Limited partnerships are a more complicated form of partnership that is not often used today. Generally, LLCs can do all that limited partnerships could do and are better in certain regards. In the limited partnership form, partners are either limited partners or general partners. Limited partners generally have liability protection in the same way that shareholders or members have liability protection in corporations and LLCs. However, the general partner of a limited partnership has full personal liability for the debts and obligations of the partnership, just as general partners in a general partnership. Taxation of limited partnerships, general partnerships, and LLPs is generally subject to the same partnership tax rules described above with regard to LLCs.
Professionals such as accountants, doctors, architects, and others wishing to form a business entity to render professional services are required to conduct business through a general partnership, an LLP, a professional corporation (PC), or a professional limited liability company (PLLC). These entities generally share the same benefits and drawbacks as their nonprofessionalized forms. However, they will generally be subject to additional rules limiting transfers of ownership interests to other professionals and providing that traditional malpractice liability of professionals is not altered by the fact that services are rendered through an entity which otherwise has a liability shield.

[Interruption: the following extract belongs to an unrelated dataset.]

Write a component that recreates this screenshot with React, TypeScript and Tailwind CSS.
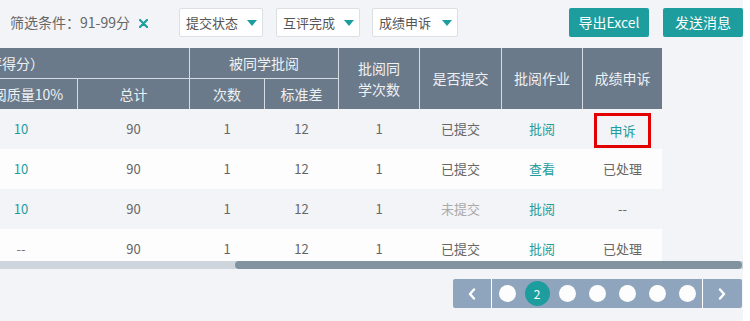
import React from "react";

const COLS = "grid-cols-[112px_111px_74px_73px_80px_81px_80px_79px]";

function Dropdown({ label, w }: { label: string; w: string }) {
  return (
    <div
      className={`${w} h-[29px] bg-white border border-[#dcdfe3] rounded-[2px] flex items-center justify-between pl-[6px] pr-[5px] text-[13px] text-[#555]`}
    >
      <span>{label}</span>
      <span className="w-0 h-0 border-l-[5.5px] border-r-[5.5px] border-t-[6px] border-l-transparent border-r-transparent border-t-[#1d9d9e]" />
    </div>
  );
}

type Row = {
  q: string;
  total: string;
  times: string;
  sd: string;
  peer: string;
  submit: string;
  review: string;
  appeal: string;
};

const rows: Row[] = [
  { q: "10", total: "90", times: "1", sd: "12", peer: "1", submit: "已提交", review: "批阅", appeal: "申诉" },
  { q: "10", total: "90", times: "1", sd: "12", peer: "1", submit: "已提交", review: "查看", appeal: "已处理" },
  { q: "10", total: "90", times: "1", sd: "12", peer: "1", submit: "未提交", review: "批阅", appeal: "--" },
  { q: "--", total: "90", times: "1", sd: "12", peer: "1", submit: "已提交", review: "批阅", appeal: "已处理" },
];

export default function App() {
  return (
    <div
      className="w-[750px] h-[321px] bg-white overflow-hidden"
      style={{ fontFamily: '"Noto Sans CJK SC", "Noto Sans", sans-serif' }}
    >
      <div className="w-[743px] h-full bg-[#f3f4f7] flex flex-col">
        {/* top bar */}
        <div className="h-[45px] flex items-center pl-[10px] shrink-0">
          <div className="w-[169px] flex items-center">
            <span className="text-[14px] text-[#666]">筛选条件：91-99分</span>
            <svg width="9" height="9" viewBox="0 0 9 9" className="ml-[9px] mt-[2px]">
              <path d="M1 1 L8 8 M8 1 L1 8" stroke="#1d9d9e" strokeWidth="2.2" strokeLinecap="round" />
            </svg>
          </div>
          <Dropdown label="提交状态" w="w-[84px]" />
          <div className="ml-[13px]">
            <Dropdown label="互评完成" w="w-[84px]" />
          </div>
          <div className="ml-[12px]">
            <Dropdown label="成绩申诉" w="w-[86px]" />
          </div>
          <div className="ml-auto flex gap-[14px]">
            <button className="w-[80px] h-[29px] bg-[#1d9d9e] text-white text-[14px] rounded-[2px] flex items-center justify-center">
              导出Excel
            </button>
            <button className="w-[80px] h-[29px] bg-[#1d9d9e] text-white text-[14px] rounded-[2px] flex items-center justify-center">
              发送消息
            </button>
          </div>
        </div>

        {/* table */}
        <div className="mt-[3px] w-full h-[213px] overflow-hidden shrink-0">
          <div className="ml-[-35px] w-[697px]">
            <div
              className={`grid ${COLS} grid-rows-[30px_30px] gap-px bg-[#d6dce2] text-[14px] text-[#eef1f4]`}
            >
              <div className="col-span-2 bg-[#6b7a8a] flex items-center justify-end pr-[145px] whitespace-nowrap">
                （互评得分）
              </div>
              <div className="col-span-2 bg-[#6b7a8a] flex items-center justify-center">被同学批阅</div>
              <div className="row-span-2 bg-[#6b7a8a] flex items-center justify-center text-center leading-[21px]">
                批阅同
                <br />
                学次数
              </div>
              <div className="row-span-2 bg-[#6b7a8a] flex items-center justify-center">是否提交</div>
              <div className="row-span-2 bg-[#6b7a8a] flex items-center justify-center">批阅作业</div>
              <div className="row-span-2 bg-[#6b7a8a] flex items-center justify-center">成绩申诉</div>
              <div className="bg-[#6b7a8a] flex items-center justify-center whitespace-nowrap">批阅质量10%</div>
              <div className="bg-[#6b7a8a] flex items-center justify-center">总计</div>
              <div className="bg-[#6b7a8a] flex items-center justify-center">次数</div>
              <div className="bg-[#6b7a8a] flex items-center justify-center">标准差</div>
            </div>
            {rows.map((r, i) => (
              <div
                key={i}
                className={`grid ${COLS} gap-x-px h-[40px] items-center text-center text-[13px] text-[#666] ${
                  i % 2 === 0 ? "bg-[#f3f4f7]" : "bg-[#fdfdfd]"
                }`}
              >
                <div className={r.q === "--" ? "text-[#777]" : "text-[#1d9d9e]"}>{r.q}</div>
                <div>{r.total}</div>
                <div>{r.times}</div>
                <div>{r.sd}</div>
                <div>{r.peer}</div>
                <div className={r.submit === "未提交" ? "text-[#aaa]" : ""}>{r.submit}</div>
                <div className="text-[#1d9d9e]">{r.review}</div>
                <div className="flex items-center justify-center">
                  {i === 0 ? (
                    <span className="w-[57px] h-[35px] mt-[3px] border-[3px] border-[#e30000] flex items-center justify-center text-[#1d9d9e]">
                      {r.appeal}
                    </span>
                  ) : (
                    <span>{r.appeal}</span>
                  )}
                </div>
              </div>
            ))}
          </div>
        </div>

        {/* scrollbar */}
        <div className="h-[8px] w-full bg-[#cfd5dc] flex shrink-0">
          <div className="ml-[235px] flex-1 mr-[1px] bg-[#81939f] rounded-full" />
        </div>

        {/* pagination */}
        <div className="mt-[10px] flex justify-end pr-[1px]">
          <div className="h-[29px] w-[289px] bg-[#8fa5bd] rounded-[2px] flex">
            <div className="w-[39px] flex items-center justify-center border-r border-white">
              <svg width="8" height="12" viewBox="0 0 8 12">
                <path d="M6 1.5 L2 6 L6 10.5" fill="none" stroke="white" strokeWidth="2.4" strokeLinecap="round" strokeLinejoin="round" />
              </svg>
            </div>
            <div className="w-[210px] flex">
              {[1, 2, 3, 4, 5, 6, 7].map((n) => (
                <div key={n} className="w-[30px] flex items-center justify-center">
                  {n === 2 ? (
                    <span className="w-[25px] h-[25px] rounded-full bg-[#1d9d9e] text-white text-[12px] flex items-center justify-center">
                      2
                    </span>
                  ) : (
                    <span className="w-[17px] h-[17px] rounded-full bg-[#fdfdfd]" />
                  )}
                </div>
              ))}
            </div>
            <div className="w-[39px] flex items-center justify-center border-l border-white">
              <svg width="8" height="12" viewBox="0 0 8 12">
                <path d="M2 1.5 L6 6 L2 10.5" fill="none" stroke="white" strokeWidth="2.4" strokeLinecap="round" strokeLinejoin="round" />
              </svg>
            </div>
          </div>
        </div>
      </div>
    </div>
  );
}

How do you pick? Picking the right form of business entity for your enterprise will require careful thought and a weighing of your goals and plans for the business. The information above represents a very basic description of the advantages and disadvantages of the various business forms. There are a number of other distinctions that could be important in various circumstances. Spending a little time and effort up front to pick the right form of entity at the outset can lead to great savings and less effort later. Switching midstream is usually possible, but often has tax and perhaps other consequences that may not be desirable.